Kaushik Thirthappa
Posted on May 26, 2020
No data or access was compromised.
On the 20th of May at 6:45 AM, I got a phone call alert from Spike.sh from our Twilio integration about a surge in calls.
Scammers abused our phone verification by otp generating thousands of phone calls. This qualifies as Toll fraud
Timeline of how it went down
7 AM 👨💻
Within the next 15 minutes, I was awake and glaring into my screen trying to find out what the hell is happening.
I learn about these keys facts -
40 new registrations in the last one hour using disposable email addresses, mainly Mailinator (.com and .net)
Our Twilio account had been recharged which was unusual
So far, I was knee-deep with $107 bill on Twilio because scammers had made about hundreds of phone calls to a number in Moldova
Also, Twilio, being awesome, detected suspicious activity and blocked several phone calls by that time. I had emails from their Fraud detection team. Thank you Twilio
7:15 AM 😧
After digging into logs, I learn that the scammers were generating phone calls from our Phone verification section. We make phone calls to verify your phone number after signing up on Spike. I knew this was not the best idea going in too... 🙁 We now send SMS to verify instead of making a phone call.
There were two such sections. Both of them now look like this -
7:30 AM 💸
I got a call from our credit card company who inform us we have been charged about $870 in total so far 😭
We have barred making calls to Moldova and some other regions scammers had been targeting using Twilio's GeoPermissions
By default, Twilio blocks voice call to some high-risk areas.

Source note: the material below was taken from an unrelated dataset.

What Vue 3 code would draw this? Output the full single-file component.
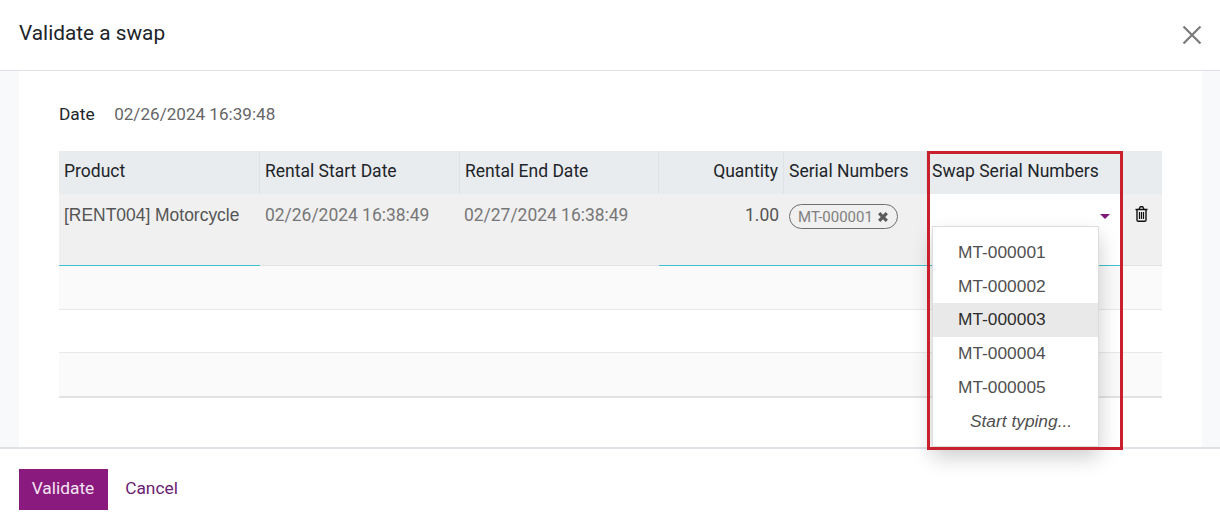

And this is us blocking Moldova.
All in all, about 2400+ phone calls were made so far.
7:45 AM 🤖
Integrate Google reCaptcha on the dashboard. Block spam user's accounts. I was personally very sceptical if things would go back to normal.
When you do this, make sure to authorise the request on the backend too.
8:00 AM 🚫
So far, I have made about 20 deployments to production, thanks to GitHub Actions for automating that.
Replace phone call verification with SMS verification. This took some time along with testing.
9:00 AM 📖
Revoke all Twilio tokens and read their guide again on toll frauds. Are we missing anything?
Facepalm - Twilio has explicitly written in their docs to not use a phone call for verification via OTP and that's exactly what we did 🤦♀️
We released some of our old phone numbers and bought new ones. This didn't take long.
10:00 AM 🧟♂️
Deploy to production but we still see a number of signups coming in via bots using Mailinator email addresses.
11:00 AM 🕵️♀️
Our search for a service API to tell disposable email addresses apart has begun.
Shortlisted:
I would like to know of the possible ways to block disposable email addresses from registering in my website.
For simplicity, let's take the example where the registration form of the website is done with HTML and PHP.
Any ideas, solutions or suggestions would be greatly appreciated.
The problem is creating newer disposable email addresses is easy. It's perhaps too much to expect that one service would cover all of them.
Interesting stat - A ton of our users were using Google OAuth, so we made the bold move.
Allow only Google OAuth. Remove login and signup using Email/Password combinations.
1:00 PM 👮♂️
Time to take extra measures -
- Activate Cloudflare DDoS protection with I'm under attack mode.
Cloudflare is pretty awesome at this. When you visit Spike.sh, Cloudflare will try to determine if you are human or a bot. Sometimes, a test also appears for verification using hcaptcha.
- We installed Needle.sh, which provides a security layer with their NPM module. In their dashboard, we noticed that security scanners have been probing our web properties for vulnerabilities multiple times a day. This made us realise the importance of using security tools for our web products from an early stage, obviously.
Rate limiting was super helpful and easy to setup. I have seen tons of 429 response status after we activated this.
Setup usage triggers on twilio
3:00 PM 🤞
All of our measures are now live. Now - it's all about monitoring carefully.
Scammers were unable to create new accounts. Yipee!
Some literally created accounts using Google OAuth and tried to make more calls but over 99% of them ended up in either 401 or 429 response codes.
What did we learn?
- Setup critical alerts, had I not gotten the phone call from Spike.sh, I easily would have gotten a bill of more than $5000 by the time I woke up.
- Security is super important. Never too early to start.
- Use the right tools for the right job, we are using Cloudflare and Needle.sh
- Better safe than sorry
Resources
These are some good reads I came across during the entire ordeal. Hope this helps you -
- Cloudflare DDoS
- Needle.sh
- SSL error with Letsencrypt
- https://block-temporary-email.com
- SO question
- Detecting headless browsers
- Impossible to detect headless browsers
This doesn't cover all the steps we have taken to stop abuse or DDoS.